Les participants ont insisté sur l'importance de faire participer les survivantes, les membres des familles et les proches de victimes. Pour ce faire, ils ont indiqué que l'enquête doit :
- éviter toute nouvelle victimisation des familles
- diversifier les méthodes de sensibilisation afin que les communications en ligne ne soient pas le premier point de contact avec les membres des collectivités. Une équipe préparatoire doit d'abord se rendre au sein des collectivités, leur expliquer le processus et les inviter à y prendre part;
- fournir du financement pour le soutien et la participation des familles et des survivantes;
- tenir des audiences plus près des collectivités d'origine;
- intégrer les lois et politiques autochtones;
- désigner un avocat ou un défenseur pour aider les familles à comprendre le processus judiciaire et autres processus;
- fournir du soutien aux familles malentendantes afin qu'elles puissent participer et communiquer pleinement;
- permettre aux participants de parler de façon anonyme par l'entremise d'un enregistreur afin qu'ils puissent partager leur histoire.
Priorités et questions clés
Les participants ont déterminé les questions auxquelles l'enquête doit répondre en vue de formuler des recommandations pour la prise de mesures concrètes. Parmi ces enjeux, mentionnons les suivants :
- les mesures de soutien pour les enfants abandonnés – les grands-parents ont besoin d'être appuyés pour prendre soin des enfants;
- les répercussions de la violence et des meurtres sur les enfants ne peuvent être sous-estimées. Certains ont recours aux dépendances ou au suicide ou deviennent victimes de violence à la suite du meurtre;
- les médias ne doivent pas verser dans le sensationnalisme, la stigmatisation et les stéréotypes en ce qui a trait aux victimes puisque les familles et les enfants peuvent subir un nouveau traumatisme en raison des portraits insensibles ou racistes dépeints par les médias;
- le système judiciaire doit être examiné et la question du racisme doit être traitée – des corps de police indépendants devraient se pencher sur ces dossiers;
- les déficits présents dans les secteurs de l'éducation, la santé et l'économie ainsi que le rapport entre ces déficits et la vulnérabilité des membres des collectivités autochtones;
- les règles d'enquête doivent être révisées;
- des améliorations doivent être apportées à la communication liée aux enquêtes en cours entre les corps policiers et les familles – les familles veulent comprendre pourquoi les affaires stagnent et savoir si elles ont été classées comme des « affaires non résolues »;
- le recrutement et la formation des policiers – les recrues doivent être évaluées en fonction de leurs connaissances et de leur compréhension de la culture autochtone. Il est préférable d'envoyer des agents qui ont une bonne connaissance des Autochtones au sein des collectivités plutôt que des novices;
- la reconnaissance des traités anciens, fondés sur le droit international, et la relation entre le manque de reconnaissance et la violence à l'égard des collectivités autochtones.
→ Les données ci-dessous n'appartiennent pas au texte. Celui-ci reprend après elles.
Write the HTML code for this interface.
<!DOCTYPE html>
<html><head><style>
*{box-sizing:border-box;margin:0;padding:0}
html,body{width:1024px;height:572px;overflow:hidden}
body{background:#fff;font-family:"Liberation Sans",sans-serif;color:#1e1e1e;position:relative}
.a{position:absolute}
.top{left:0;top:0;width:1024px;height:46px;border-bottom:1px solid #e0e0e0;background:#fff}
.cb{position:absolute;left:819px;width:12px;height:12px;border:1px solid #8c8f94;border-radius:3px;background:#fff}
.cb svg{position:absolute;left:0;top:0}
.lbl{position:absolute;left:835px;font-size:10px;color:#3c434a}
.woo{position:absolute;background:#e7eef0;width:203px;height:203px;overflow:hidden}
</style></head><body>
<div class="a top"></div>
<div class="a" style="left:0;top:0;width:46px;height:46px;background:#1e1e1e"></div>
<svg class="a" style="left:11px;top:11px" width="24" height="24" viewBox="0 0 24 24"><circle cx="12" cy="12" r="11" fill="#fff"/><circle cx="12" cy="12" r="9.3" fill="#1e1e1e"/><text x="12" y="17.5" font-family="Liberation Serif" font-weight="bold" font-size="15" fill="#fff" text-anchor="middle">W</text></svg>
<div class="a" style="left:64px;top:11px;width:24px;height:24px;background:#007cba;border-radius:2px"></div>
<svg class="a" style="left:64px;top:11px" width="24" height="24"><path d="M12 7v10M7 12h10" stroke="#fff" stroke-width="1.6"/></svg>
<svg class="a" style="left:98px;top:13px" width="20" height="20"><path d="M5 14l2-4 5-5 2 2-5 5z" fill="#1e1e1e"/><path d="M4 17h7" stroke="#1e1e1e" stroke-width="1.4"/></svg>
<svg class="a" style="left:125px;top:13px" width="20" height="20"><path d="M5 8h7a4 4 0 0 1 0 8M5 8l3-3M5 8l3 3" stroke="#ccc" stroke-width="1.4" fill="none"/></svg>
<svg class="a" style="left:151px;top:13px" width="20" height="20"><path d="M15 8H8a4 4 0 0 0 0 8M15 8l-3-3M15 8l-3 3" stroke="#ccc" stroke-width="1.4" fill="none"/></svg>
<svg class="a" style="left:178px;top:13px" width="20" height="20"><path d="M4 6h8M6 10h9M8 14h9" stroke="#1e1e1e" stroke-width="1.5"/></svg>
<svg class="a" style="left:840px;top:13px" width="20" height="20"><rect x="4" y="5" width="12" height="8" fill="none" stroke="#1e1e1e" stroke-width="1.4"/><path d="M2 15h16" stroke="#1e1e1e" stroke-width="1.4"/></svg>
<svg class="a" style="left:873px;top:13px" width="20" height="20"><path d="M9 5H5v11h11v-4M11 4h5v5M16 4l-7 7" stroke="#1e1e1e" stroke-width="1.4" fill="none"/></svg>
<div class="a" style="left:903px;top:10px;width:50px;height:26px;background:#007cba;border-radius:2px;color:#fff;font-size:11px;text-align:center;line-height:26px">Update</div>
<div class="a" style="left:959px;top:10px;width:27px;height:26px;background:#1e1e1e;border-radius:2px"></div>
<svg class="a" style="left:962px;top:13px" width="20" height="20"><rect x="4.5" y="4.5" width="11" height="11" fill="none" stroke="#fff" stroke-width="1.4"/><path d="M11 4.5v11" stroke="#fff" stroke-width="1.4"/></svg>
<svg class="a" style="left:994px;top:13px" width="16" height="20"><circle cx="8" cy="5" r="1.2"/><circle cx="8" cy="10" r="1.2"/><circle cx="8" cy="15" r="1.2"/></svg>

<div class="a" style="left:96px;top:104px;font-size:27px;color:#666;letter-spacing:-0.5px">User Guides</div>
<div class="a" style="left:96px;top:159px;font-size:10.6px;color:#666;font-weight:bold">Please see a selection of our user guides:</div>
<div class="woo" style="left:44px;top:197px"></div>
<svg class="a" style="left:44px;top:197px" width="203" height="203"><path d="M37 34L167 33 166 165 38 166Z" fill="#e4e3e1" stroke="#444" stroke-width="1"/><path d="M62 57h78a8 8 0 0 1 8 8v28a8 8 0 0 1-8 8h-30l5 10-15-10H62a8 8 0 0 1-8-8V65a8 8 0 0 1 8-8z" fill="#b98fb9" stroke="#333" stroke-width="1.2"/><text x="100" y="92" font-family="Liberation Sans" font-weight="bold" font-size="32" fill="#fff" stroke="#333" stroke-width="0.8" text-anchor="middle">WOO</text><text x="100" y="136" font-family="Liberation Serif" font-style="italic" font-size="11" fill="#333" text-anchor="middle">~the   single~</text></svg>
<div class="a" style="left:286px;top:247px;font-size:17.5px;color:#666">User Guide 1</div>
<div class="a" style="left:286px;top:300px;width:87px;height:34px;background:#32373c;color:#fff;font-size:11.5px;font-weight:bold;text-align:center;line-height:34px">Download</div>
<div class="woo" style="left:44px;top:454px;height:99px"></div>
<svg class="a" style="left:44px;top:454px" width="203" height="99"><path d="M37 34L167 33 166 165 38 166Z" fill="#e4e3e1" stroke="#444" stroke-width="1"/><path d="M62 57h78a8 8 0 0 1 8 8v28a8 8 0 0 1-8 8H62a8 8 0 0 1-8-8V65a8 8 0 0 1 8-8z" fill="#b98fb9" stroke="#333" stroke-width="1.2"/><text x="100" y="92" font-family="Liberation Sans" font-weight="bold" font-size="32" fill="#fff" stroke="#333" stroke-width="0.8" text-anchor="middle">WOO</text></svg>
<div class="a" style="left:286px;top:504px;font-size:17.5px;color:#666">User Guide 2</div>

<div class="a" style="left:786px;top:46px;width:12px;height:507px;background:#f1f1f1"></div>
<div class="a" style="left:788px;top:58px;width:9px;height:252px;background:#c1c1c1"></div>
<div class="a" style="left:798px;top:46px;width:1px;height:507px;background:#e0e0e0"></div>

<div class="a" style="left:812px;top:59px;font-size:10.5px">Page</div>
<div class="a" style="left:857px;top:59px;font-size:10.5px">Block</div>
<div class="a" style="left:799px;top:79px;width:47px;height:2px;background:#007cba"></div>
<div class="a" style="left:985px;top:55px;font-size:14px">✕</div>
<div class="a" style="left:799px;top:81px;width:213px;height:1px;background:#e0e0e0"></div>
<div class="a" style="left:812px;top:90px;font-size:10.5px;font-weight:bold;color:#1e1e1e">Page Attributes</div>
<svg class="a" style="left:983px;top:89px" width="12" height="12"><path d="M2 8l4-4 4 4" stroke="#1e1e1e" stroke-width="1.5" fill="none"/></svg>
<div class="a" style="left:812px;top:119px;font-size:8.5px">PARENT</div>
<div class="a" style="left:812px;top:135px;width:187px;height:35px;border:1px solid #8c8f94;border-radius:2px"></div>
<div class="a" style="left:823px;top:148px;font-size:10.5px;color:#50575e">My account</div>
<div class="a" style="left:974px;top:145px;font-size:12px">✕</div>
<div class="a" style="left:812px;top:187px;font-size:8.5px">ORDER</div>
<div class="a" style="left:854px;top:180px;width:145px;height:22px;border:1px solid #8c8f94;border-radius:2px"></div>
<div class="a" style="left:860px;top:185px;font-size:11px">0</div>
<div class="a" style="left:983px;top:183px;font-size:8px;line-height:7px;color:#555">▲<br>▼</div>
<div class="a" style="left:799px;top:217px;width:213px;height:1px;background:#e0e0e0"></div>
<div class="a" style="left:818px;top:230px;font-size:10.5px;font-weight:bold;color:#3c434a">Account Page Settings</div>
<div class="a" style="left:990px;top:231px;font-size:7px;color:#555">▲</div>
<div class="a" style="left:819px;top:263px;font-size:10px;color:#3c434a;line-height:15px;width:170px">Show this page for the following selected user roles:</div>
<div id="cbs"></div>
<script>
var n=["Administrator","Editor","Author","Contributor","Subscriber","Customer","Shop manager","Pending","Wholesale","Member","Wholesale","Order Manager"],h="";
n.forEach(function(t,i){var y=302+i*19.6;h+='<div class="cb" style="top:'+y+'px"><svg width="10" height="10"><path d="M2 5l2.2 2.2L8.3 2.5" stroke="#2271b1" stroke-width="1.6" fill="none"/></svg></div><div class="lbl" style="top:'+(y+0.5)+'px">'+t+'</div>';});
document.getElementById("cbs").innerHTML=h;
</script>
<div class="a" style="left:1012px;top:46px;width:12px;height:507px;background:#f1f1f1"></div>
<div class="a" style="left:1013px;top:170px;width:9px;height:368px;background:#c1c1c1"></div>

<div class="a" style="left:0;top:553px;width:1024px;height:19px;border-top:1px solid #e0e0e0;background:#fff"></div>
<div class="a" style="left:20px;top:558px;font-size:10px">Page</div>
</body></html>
Soutien et pratiques culturelles
Les participants ont souligné la nécessité d'inclure des pratiques et des cérémonies traditionnelles au processus d'enquête. Ce dernier doit aussi comprendre des processus de guérison afin de reconnaître le traumatisme subi par les personnes touchées et de le surmonter.
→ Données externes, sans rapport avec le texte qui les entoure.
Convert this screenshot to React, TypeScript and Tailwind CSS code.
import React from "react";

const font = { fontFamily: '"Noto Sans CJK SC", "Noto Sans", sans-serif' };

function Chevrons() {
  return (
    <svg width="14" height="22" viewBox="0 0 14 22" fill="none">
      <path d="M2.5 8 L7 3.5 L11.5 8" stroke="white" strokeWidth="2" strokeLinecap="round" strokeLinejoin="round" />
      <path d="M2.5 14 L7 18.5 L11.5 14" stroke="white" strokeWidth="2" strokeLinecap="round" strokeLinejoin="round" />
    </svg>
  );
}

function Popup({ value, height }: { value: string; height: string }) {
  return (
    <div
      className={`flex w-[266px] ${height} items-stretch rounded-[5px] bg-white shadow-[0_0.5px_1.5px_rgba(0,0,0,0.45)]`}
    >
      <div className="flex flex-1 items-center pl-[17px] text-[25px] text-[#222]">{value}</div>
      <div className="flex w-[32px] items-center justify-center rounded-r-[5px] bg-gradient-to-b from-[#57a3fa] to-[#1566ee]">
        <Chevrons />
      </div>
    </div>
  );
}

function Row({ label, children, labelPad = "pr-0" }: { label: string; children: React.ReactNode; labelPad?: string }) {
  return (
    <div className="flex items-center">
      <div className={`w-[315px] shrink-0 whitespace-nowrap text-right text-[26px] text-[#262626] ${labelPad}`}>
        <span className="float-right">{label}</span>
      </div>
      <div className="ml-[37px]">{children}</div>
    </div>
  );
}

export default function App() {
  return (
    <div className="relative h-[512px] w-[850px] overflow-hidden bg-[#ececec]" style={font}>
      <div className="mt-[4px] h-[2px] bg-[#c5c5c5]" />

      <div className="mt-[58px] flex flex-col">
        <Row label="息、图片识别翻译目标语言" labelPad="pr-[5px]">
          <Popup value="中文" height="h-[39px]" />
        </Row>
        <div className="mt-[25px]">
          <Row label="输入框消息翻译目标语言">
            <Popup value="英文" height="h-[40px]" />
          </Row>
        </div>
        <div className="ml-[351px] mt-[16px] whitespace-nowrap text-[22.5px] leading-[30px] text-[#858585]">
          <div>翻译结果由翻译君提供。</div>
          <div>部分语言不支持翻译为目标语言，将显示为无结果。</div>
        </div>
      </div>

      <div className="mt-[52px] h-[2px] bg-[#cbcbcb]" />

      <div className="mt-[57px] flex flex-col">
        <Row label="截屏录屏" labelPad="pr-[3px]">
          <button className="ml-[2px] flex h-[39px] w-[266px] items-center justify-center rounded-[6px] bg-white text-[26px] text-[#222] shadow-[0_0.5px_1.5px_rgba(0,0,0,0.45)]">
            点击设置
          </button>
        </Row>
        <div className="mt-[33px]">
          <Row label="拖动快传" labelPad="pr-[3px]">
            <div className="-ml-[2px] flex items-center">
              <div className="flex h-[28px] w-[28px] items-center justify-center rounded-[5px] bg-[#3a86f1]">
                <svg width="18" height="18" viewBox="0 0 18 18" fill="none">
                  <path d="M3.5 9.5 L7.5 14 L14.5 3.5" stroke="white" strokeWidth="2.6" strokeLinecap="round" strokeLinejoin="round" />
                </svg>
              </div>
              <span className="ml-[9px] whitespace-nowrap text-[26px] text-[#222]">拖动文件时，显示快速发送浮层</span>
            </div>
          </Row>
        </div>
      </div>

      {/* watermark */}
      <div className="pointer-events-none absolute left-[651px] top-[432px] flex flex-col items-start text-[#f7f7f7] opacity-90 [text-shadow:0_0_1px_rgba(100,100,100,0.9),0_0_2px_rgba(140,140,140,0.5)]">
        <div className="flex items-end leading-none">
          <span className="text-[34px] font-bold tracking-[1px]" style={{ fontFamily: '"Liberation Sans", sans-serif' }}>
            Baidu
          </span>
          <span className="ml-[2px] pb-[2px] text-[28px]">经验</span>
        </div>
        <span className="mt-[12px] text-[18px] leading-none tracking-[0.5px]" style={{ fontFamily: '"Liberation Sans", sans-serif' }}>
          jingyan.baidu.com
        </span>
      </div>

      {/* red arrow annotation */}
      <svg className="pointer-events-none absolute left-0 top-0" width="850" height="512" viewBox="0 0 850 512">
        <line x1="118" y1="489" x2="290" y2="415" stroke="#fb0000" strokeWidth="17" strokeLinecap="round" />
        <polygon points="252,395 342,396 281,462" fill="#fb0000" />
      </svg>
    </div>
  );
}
Parmi les recommandations sur la façon d'inclure les pratiques et les cérémonies culturelles, notons :
- à Saskatoon, l'enquête doit débuter par une cérémonie du calumet et se terminer avec une danse en rond et un moment de silence. Les pratiques culturelles appropriées doivent être respectées dans chaque territoire;
- chaque matin doit débuter par un cercle de tambours et un chant;
- il ne s'agit pas uniquement des pratiques culturelles, mais également de l'intégration des lois, de la mentalité et des politiques autochtones.
Autres commentaires
Les participants ont été invités à fournir leurs commentaires et leurs opinions sur la définition des paramètres de l'enquête et à discuter de questions autres que celles énumérées dans le guide de discussion. Notamment :
- l'enquête doit être effectuée à l'échelle nationale;
- un conseil consultatif des aînés doit orienter l'enquête et demeurer en place au terme de l'enquête;
- des services de soutien en santé mentale doivent être offerts aux familles – il s'agit d'un besoin à long terme;
- l'enquête doit apporter des résultats et des changements concrets à tous les échelons de la société;
- les enfants doivent être sensibilisés à la sécurité et la prévention;
- l'enquête doit faire face aux divers degrés de traumatisme, violence latérale et pauvreté qui touchent les collectivités;
- les questions liées à la protection de l'enfance doivent être traitées. Lorsqu'une mère est assassinée, les services d'aide sociale à l'enfance ne devraient pas prendre les enfants en charge, mais plutôt faire en sorte qu'ils demeurent dans leur famille. Dans le cas contraire, les familles perdent non seulement une personne qui leur était chère, mais également les enfants;
- des efforts de collaboration doivent être entrepris entre les organisations et les différents échelons de la société, et ce, jusque dans les collectivités;
- quelqu'un doit représenter les intérêts des familles, les orienter dans les systèmes judiciaire et policier et les familiariser avec le langage des personnes plus scolarisées;
- l'enquête devra rouvrir les dossiers des affaires non résolues et les examiner afin de déterminer si elles ont fait l'objet d'une diligence raisonnable lors de l'enquête initiale.